Why is the volume-mole ratio constant?
The volume-mole ratio is constant in Avogadro's law because, at fixed temperature and pressure, each additional mole of gas contributes the same increase in volume, regardless of the gas's chemical identity. This constancy arises from the fact that, in an ideal gas, the behavior of the particles depends only on their number and the imposed conditions, not on their mass or internal structure. The ratio $$\frac{V}{n}$$ thus becomes a universal constant for a given temperature and pressure, typically expressed as the molar volume in units like liters per mole.
How does Avogadro's law differ from other gas laws?
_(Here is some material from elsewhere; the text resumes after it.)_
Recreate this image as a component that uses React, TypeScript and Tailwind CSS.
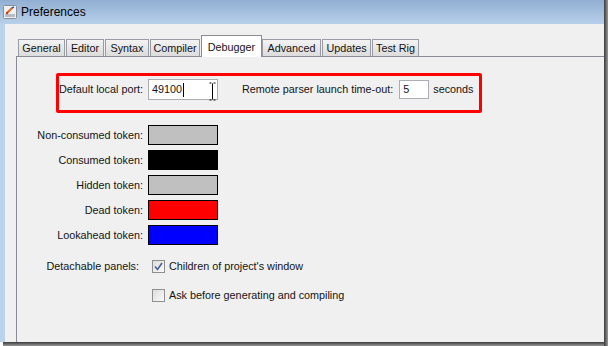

Unlike Boyle's law (which fixes temperature and relates pressure and volume) or Charles's law (which fixes pressure and relates volume and temperature), Avogadro's law fixes both temperature and pressure and relates volume to the number of moles. In effect, each classic gas law "freezes" two of the four primary variables (P, V, n, T) and studies the relationship between the remaining two. Avogadro's law is unique in that it introduces the concept of amount of substance as a central variable, paving the way for the combined ideal gas law $$PV = nRT$$.